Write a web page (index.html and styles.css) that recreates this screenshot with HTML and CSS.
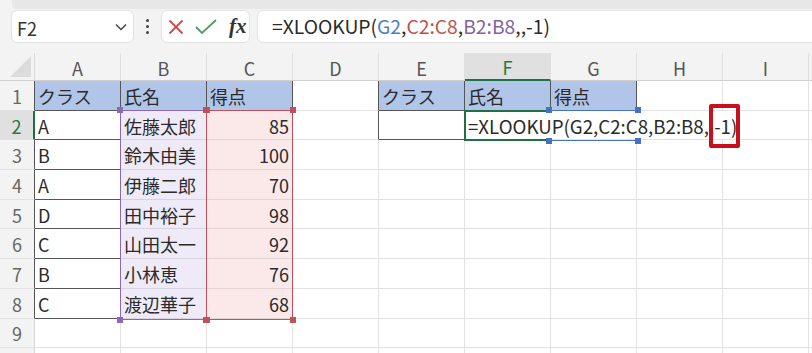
FILE: index.html
```html
<!DOCTYPE html>
<html lang="ja">
<head>
  <meta charset="UTF-8" />
  <title>XLOOKUP</title>
  <link rel="stylesheet" href="styles.css">
</head>
<body>
  <div class="ribbon"></div>
  <div class="toolbar">
    <div class="namebox">
      <span>F2</span>
      <svg class="chev" width="12" height="8" viewBox="0 0 12 8"><polyline points="1,1.5 6,6.5 11,1.5" fill="none" stroke="#444" stroke-width="1.5"/></svg>
    </div>
    <div class="dots"><i></i><i></i><i></i></div>
    <div class="fxbox">
      <svg width="16" height="16" viewBox="0 0 16 16"><path d="M1.5 1.5 L14.5 14.5 M14.5 1.5 L1.5 14.5" stroke="#d24a4a" stroke-width="1.8" fill="none"/></svg>
      <svg width="22" height="16" viewBox="0 0 22 16"><polyline points="1,8 7,14 21,1" fill="none" stroke="#4c9d62" stroke-width="1.8"/></svg>
      <span class="fx">fx</span>
    </div>
    <div class="formula">=XLOOKUP(<span class="r-blue">G2</span>,<span class="r-red">C2:C8</span>,<span class="r-purple">B2:B8</span>,,-1)</div>
  </div>

  <div class="sheet">
    <div class="cells">
      <div class="corner"></div>
      <div class="ch">A</div><div class="ch">B</div><div class="ch">C</div><div class="ch">D</div><div class="ch">E</div>
      <div class="ch sel">F</div><div class="ch">G</div><div class="ch">H</div><div class="ch">I</div><div class="ch"></div>

      <div class="rh dr">1</div>
      <div class="c hd dr db">クラス</div><div class="c hd dr db">氏名</div><div class="c hd dr db">得点</div><div class="c dr"></div>
      <div class="c hd dr db">クラス</div><div class="c hd dr db">氏名</div><div class="c hd dr db">得点</div><div class="c"></div><div class="c"></div><div class="c"></div>

      <div class="rh sel">2</div>
      <div class="c dr db">A</div><div class="c pb">佐藤太郎</div><div class="c pr num">85</div><div class="c dr"></div>
      <div class="c dr db"></div>
      <div class="c nr"><span class="ftext">=XLOOKUP(G2,C2:C8,B2:B8,<span class="mark">,-1)</span></span></div>
      <div class="c nr"></div><div class="c nr"></div><div class="c"></div><div class="c"></div>

      <div class="rh dr">3</div>
      <div class="c dr db">B</div><div class="c pb">鈴木由美</div><div class="c pr num">100</div>
      <div class="c"></div><div class="c"></div><div class="c"></div><div class="c"></div><div class="c"></div><div class="c"></div><div class="c"></div>

      <div class="rh dr">4</div>
      <div class="c dr db">A</div><div class="c pb">伊藤二郎</div><div class="c pr num">70</div>
      <div class="c"></div><div class="c"></div><div class="c"></div><div class="c"></div><div class="c"></div><div class="c"></div><div class="c"></div>

      <div class="rh dr">5</div>
      <div class="c dr db">D</div><div class="c pb">田中裕子</div><div class="c pr num">98</div>
      <div class="c"></div><div class="c"></div><div class="c"></div><div class="c"></div><div class="c"></div><div class="c"></div><div class="c"></div>

      <div class="rh dr">6</div>
      <div class="c dr db">C</div><div class="c pb">山田太一</div><div class="c pr num">92</div>
      <div class="c"></div><div class="c"></div><div class="c"></div><div class="c"></div><div class="c"></div><div class="c"></div><div class="c"></div>

      <div class="rh dr">7</div>
      <div class="c dr db">B</div><div class="c pb">小林恵</div><div class="c pr num">76</div>
      <div class="c"></div><div class="c"></div><div class="c"></div><div class="c"></div><div class="c"></div><div class="c"></div><div class="c"></div>

      <div class="rh dr">8</div>
      <div class="c dr db">C</div><div class="c pb">渡辺華子</div><div class="c pr num">68</div>
      <div class="c"></div><div class="c"></div><div class="c"></div><div class="c"></div><div class="c"></div><div class="c"></div><div class="c"></div>

      <div class="rh">9</div>
      <div class="c"></div><div class="c"></div><div class="c"></div><div class="c"></div><div class="c"></div><div class="c"></div><div class="c"></div><div class="c"></div><div class="c"></div><div class="c"></div>

      <div class="rh"></div>
      <div class="c"></div><div class="c"></div><div class="c"></div><div class="c"></div><div class="c"></div><div class="c"></div><div class="c"></div><div class="c"></div><div class="c"></div><div class="c"></div>
    </div>

    <div class="marks">
      <div class="rng purple"><i class="h tl"></i><i class="h tr"></i><i class="h bl"></i><i class="h br"></i></div>
      <div class="rng red"><i class="h tl"></i><i class="h tr"></i><i class="h bl"></i><i class="h br"></i></div>
      <div class="rng blue"><i class="h tl"></i><i class="h tr"></i><i class="h bl"></i><i class="h br"></i></div>
      <div class="active"></div>
    </div>
  </div>
</body>
</html>
```

FILE: styles.css
```css
* {
  box-sizing: border-box;
}
html, body {
  margin: 0;
  padding: 0;
  height: 353px;
  overflow: hidden;
  background: #f3f3f3;
  font-family: "Noto Sans CJK JP", "Noto Sans", sans-serif;
  color: #222;
}

.ribbon {
  height: 9px;
  margin-left: 12px;
  background: #e7e7e7;
  border-bottom-left-radius: 4px;
}

.toolbar {
  display: flex;
  align-items: center;
  height: 44px;
  padding: 1px 0 10px 11px;
}

.namebox,
.fxbox,
.formula {
  height: 33px;
  background: #fff;
  border: 1px solid #e2e2e2;
  border-radius: 6px;
}

.namebox {
  width: 123px;
  display: flex;
  align-items: center;
  justify-content: space-between;
  padding: 0 6px 0 5px;
  font-size: 18px;
  color: #333;
}

.namebox span {
  padding-top: 2px;
}

.dots {
  width: 27px;
  display: flex;
  flex-direction: column;
  align-items: center;
  gap: 2.5px;
}

.dots i {
  width: 3.5px;
  height: 3.5px;
  border-radius: 50%;
  background: #444;
}

.fxbox {
  width: 89px;
  display: flex;
  align-items: center;
  gap: 11px;
  padding-left: 6px;
}

.fx {
  font-family: "Liberation Serif", serif;
  font-style: italic;
  font-weight: bold;
  font-size: 21px;
  color: #333;
  margin-left: 1px;
}

.formula {
  flex: 1;
  margin-left: 7px;
  margin-right: -10px;
  padding: 1px 0 0 14px;
  font-size: 19.3px;
  line-height: 29px;
  color: #2a2a2a;
  white-space: nowrap;
}

.r-blue { color: #4a7ebd; }
.r-red { color: #c0504d; }
.r-purple { color: #8064a2; }

/* grid */
.sheet {
  display: grid;
  background: #fff;
}

.cells,
.marks {
  grid-area: 1 / 1;
  display: grid;
  grid-template-columns: 35px repeat(9, 86px) 1fr;
  grid-template-rows: 28px repeat(10, 29.7px);
}

.marks {
  pointer-events: none;
}

.corner {
  position: relative;
  background: #f3f3f3;
  border-right: 1px solid #dadada;
  border-bottom: 1px solid #d0d0d0;
}

.corner::after {
  content: '';
  position: absolute;
  right: 3px;
  bottom: 3px;
  width: 21px;
  height: 21px;
  background: #dcdcdc;
  clip-path: polygon(100% 0, 100% 100%, 0 100%);
}

.ch {
  display: flex;
  align-items: center;
  justify-content: center;
  background: #f3f3f3;
  border-right: 1px solid #e0e0e0;
  border-bottom: 1px solid #d0d0d0;
  font-size: 18px;
  color: #555;
  padding-top: 2px;
}

.ch.sel {
  background: #e0e0e0;
  color: #1e7a45;
  border-bottom: 2px solid #1e7145;
}

.rh {
  display: flex;
  align-items: center;
  justify-content: center;
  background: #f3f3f3;
  border-right: 1px solid #d6d6d6;
  border-bottom: 1px solid #e2e2e2;
  font-size: 18px;
  color: #666;
  padding-top: 1px;
}

.rh.dr {
  border-right-color: #555;
}

.rh.sel {
  background: #e0e0e0;
  color: #1e7a45;
  border-right: 2px solid #1e7145;
}

.c {
  display: flex;
  align-items: center;
  padding: 1px 3px 0;
  border-right: 1px solid #e2e2e2;
  border-bottom: 1px solid #e2e2e2;
  font-size: 18px;
  color: #2a2a2a;
  white-space: nowrap;
}

.c.dr { border-right-color: #555; }
.c.db { border-bottom-color: #555; }
.c.nr { border-right-color: transparent; }

.c.hd { background: #b1c5e8; }
.c.pb { background: #efeaf7; border-bottom-color: #d8d2e2; }
.c.pr { background: #fbe8e9; border-bottom-color: #e2d4d5; }
.c.num { justify-content: flex-end; }

.ftext {
  position: relative;
  z-index: 2;
  font-size: 18.7px;
}

.mark {
  position: relative;
}

.mark::after {
  content: '';
  position: absolute;
  left: 0;
  right: -3px;
  top: -8px;
  bottom: -9px;
  border: 4px solid #c8101c;
  border-radius: 2px;
}

/* range highlights */
.rng {
  position: relative;
  margin: -1px 0 -1px -1px;
  border: 1.5px solid currentColor;
}

.rng.purple {
  grid-column: 3;
  grid-row: 3 / 10;
  color: #8a68b6;
}

.rng.red {
  grid-column: 4;
  grid-row: 3 / 10;
  color: #c0505a;
}

.rng.blue {
  grid-column: 8;
  grid-row: 3;
  color: #4472c4;
  border-left: none;
  border-right: none;
}

.h {
  position: absolute;
  width: 6px;
  height: 6px;
  background: currentColor;
}

.h.tl { left: -4px; top: -4px; }
.h.tr { right: -4px; top: -4px; }
.h.bl { left: -4px; bottom: -4px; }
.h.br { right: -4px; bottom: -4px; }

.active {
  grid-column: 7;
  grid-row: 3;
  margin: -1px 0 -1px -1px;
  border: 2px solid #1e7145;
  border-right: none;
}
```
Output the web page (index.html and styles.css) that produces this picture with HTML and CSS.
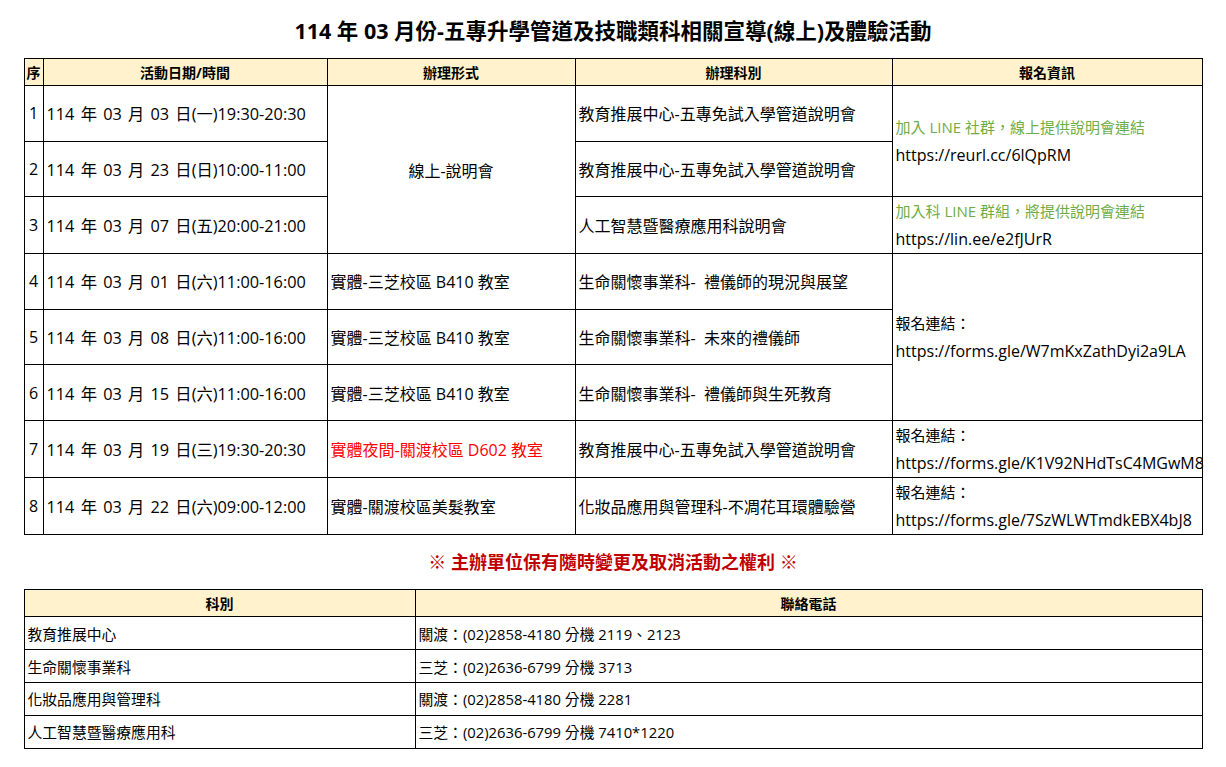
FILE: index.html
```html
<!DOCTYPE html>
<html lang="zh-Hant">
<head>
<meta charset="utf-8">
<title>114 年 03 月份活動</title>
<link rel="stylesheet" href="styles.css">
</head>
<body>
<main class="page">
  <h1 class="title">114 年 03 月份-五專升學管道及技職類科相關宣導(線上)及體驗活動</h1>

  <table class="schedule">
    <colgroup>
      <col class="c-no">
      <col class="c-date">
      <col class="c-form">
      <col class="c-dept">
      <col class="c-info">
    </colgroup>
    <thead>
      <tr>
        <th>序</th>
        <th>活動日期/時間</th>
        <th>辦理形式</th>
        <th>辦理科別</th>
        <th>報名資訊</th>
      </tr>
    </thead>
    <tbody>
      <tr>
        <td class="no">1</td>
        <td class="date">114 年 03 月 03 日(一)19:30-20:30</td>
        <td class="form center" rowspan="3">線上-說明會</td>
        <td class="dept">教育推展中心-五專免試入學管道說明會</td>
        <td class="info" rowspan="2"><div class="line green">加入 LINE 社群，線上提供說明會連結</div><div class="line url">https://reurl.cc/6lQpRM</div></td>
      </tr>
      <tr>
        <td class="no">2</td>
        <td class="date">114 年 03 月 23 日(日)10:00-11:00</td>
        <td class="dept">教育推展中心-五專免試入學管道說明會</td>
      </tr>
      <tr>
        <td class="no">3</td>
        <td class="date">114 年 03 月 07 日(五)20:00-21:00</td>
        <td class="dept">人工智慧暨醫療應用科說明會</td>
        <td class="info"><div class="line green">加入科 LINE 群組，將提供說明會連結</div><div class="line url">https://lin.ee/e2fJUrR</div></td>
      </tr>
      <tr>
        <td class="no">4</td>
        <td class="date">114 年 03 月 01 日(六)11:00-16:00</td>
        <td class="form">實體-三芝校區 B410 教室</td>
        <td class="dept">生命關懷事業科-&nbsp; 禮儀師的現況與展望</td>
        <td class="info" rowspan="3"><div class="line label">報名連結：</div><div class="line url">https://forms.gle/W7mKxZathDyi2a9LA</div></td>
      </tr>
      <tr>
        <td class="no">5</td>
        <td class="date">114 年 03 月 08 日(六)11:00-16:00</td>
        <td class="form">實體-三芝校區 B410 教室</td>
        <td class="dept">生命關懷事業科-&nbsp; 未來的禮儀師</td>
      </tr>
      <tr>
        <td class="no">6</td>
        <td class="date">114 年 03 月 15 日(六)11:00-16:00</td>
        <td class="form">實體-三芝校區 B410 教室</td>
        <td class="dept">生命關懷事業科-&nbsp; 禮儀師與生死教育</td>
      </tr>
      <tr>
        <td class="no">7</td>
        <td class="date">114 年 03 月 19 日(三)19:30-20:30</td>
        <td class="form red">實體夜間-關渡校區 D602 教室</td>
        <td class="dept">教育推展中心-五專免試入學管道說明會</td>
        <td class="info"><div class="line label">報名連結：</div><div class="line url">https://forms.gle/K1V92NHdTsC4MGwM8</div></td>
      </tr>
      <tr>
        <td class="no">8</td>
        <td class="date">114 年 03 月 22 日(六)09:00-12:00</td>
        <td class="form">實體-關渡校區美髮教室</td>
        <td class="dept">化妝品應用與管理科-不凋花耳環體驗營</td>
        <td class="info"><div class="line label">報名連結：</div><div class="line url">https://forms.gle/7SzWLWTmdkEBX4bJ8</div></td>
      </tr>
    </tbody>
  </table>

  <p class="notice">※ 主辦單位保有隨時變更及取消活動之權利 ※</p>

  <table class="contacts">
    <colgroup>
      <col class="c-name">
      <col class="c-phone">
    </colgroup>
    <thead>
      <tr>
        <th>科別</th>
        <th>聯絡電話</th>
      </tr>
    </thead>
    <tbody>
      <tr><td>教育推展中心</td><td>關渡：(02)2858-4180 分機 2119、2123</td></tr>
      <tr><td>生命關懷事業科</td><td>三芝：(02)2636-6799 分機 3713</td></tr>
      <tr><td>化妝品應用與管理科</td><td>關渡：(02)2858-4180 分機 2281</td></tr>
      <tr><td>人工智慧暨醫療應用科</td><td>三芝：(02)2636-6799 分機 7410*1220</td></tr>
    </tbody>
  </table>
</main>
</body>
</html>
```

FILE: styles.css
```css
html, body {
  margin: 0;
  background: #ffffff;
}

body {
  font-family: "Open Sans", "Noto Sans CJK TC", sans-serif;
  color: #000000;
}

.page {
  width: 1226px;
}

.title {
  margin: 0;
  padding: 16px 0 12px;
  line-height: 30px;
  font-size: 21.5px;
  font-weight: 700;
  text-align: center;
}

/* ---------- tables ---------- */
.schedule,
.contacts {
  width: 1178px;
  margin: 0 auto;
  border-collapse: collapse;
  table-layout: fixed;
}

.c-no { width: 19px; }
.c-date { width: 284px; }
.c-form { width: 248px; }
.c-dept { width: 317px; }
.c-info { width: 310px; }

.schedule th,
.schedule td,
.contacts th,
.contacts td {
  border: 1px solid #000000;
  padding: 0 3px;
  white-space: nowrap;
  overflow: visible;
}

.schedule th,
.contacts th {
  background: #fff2cc;
  font-size: 14px;
  font-weight: 700;
  text-align: center;
  vertical-align: middle;
}

.schedule th {
  height: 26px;
}

.contacts th {
  height: 26.5px;
}

.schedule th:first-child {
  padding: 0;
}

.schedule td {
  height: 54.6px;
  font-size: 16px;
  vertical-align: middle;
  text-align: left;
}

.schedule td.no {
  padding: 0;
  text-align: center;
}

.schedule td.date {
  word-spacing: 2px;
  font-size: 16.3px;
}

.schedule td.center {
  text-align: center;
}

.schedule td.red {
  color: #ff0000;
}

.info .line {
  line-height: 28px;
}

.info .green {
  color: #70ad47;
  font-size: 15px;
}

.info .label {
  font-size: 15px;
}

.info .url {
  font-size: 16px;
}

/* ---------- notice ---------- */
.notice {
  margin: 0;
  height: 54px;
  line-height: 54px;
  text-align: center;
  color: #c00000;
  font-size: 18px;
  font-weight: 700;
}

/* ---------- contacts table ---------- */
.c-name { width: 391px; }
.c-phone { width: 787px; }

.contacts td {
  height: 31.8px;
  font-size: 14.8px;
  vertical-align: middle;
  text-align: left;
}
```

DIRECTIONS
Copy down every line of the entries containing the word "styles".

SOLUTION FOR THIS EXERCISE
Write a web page (index.html and styles.css) that recreates this screenshot with HTML and CSS.
  <link rel="stylesheet" href="styles.css">
FILE: styles.css
Output the web page (index.html and styles.css) that produces this picture with HTML and CSS.
<link rel="stylesheet" href="styles.css">
FILE: styles.css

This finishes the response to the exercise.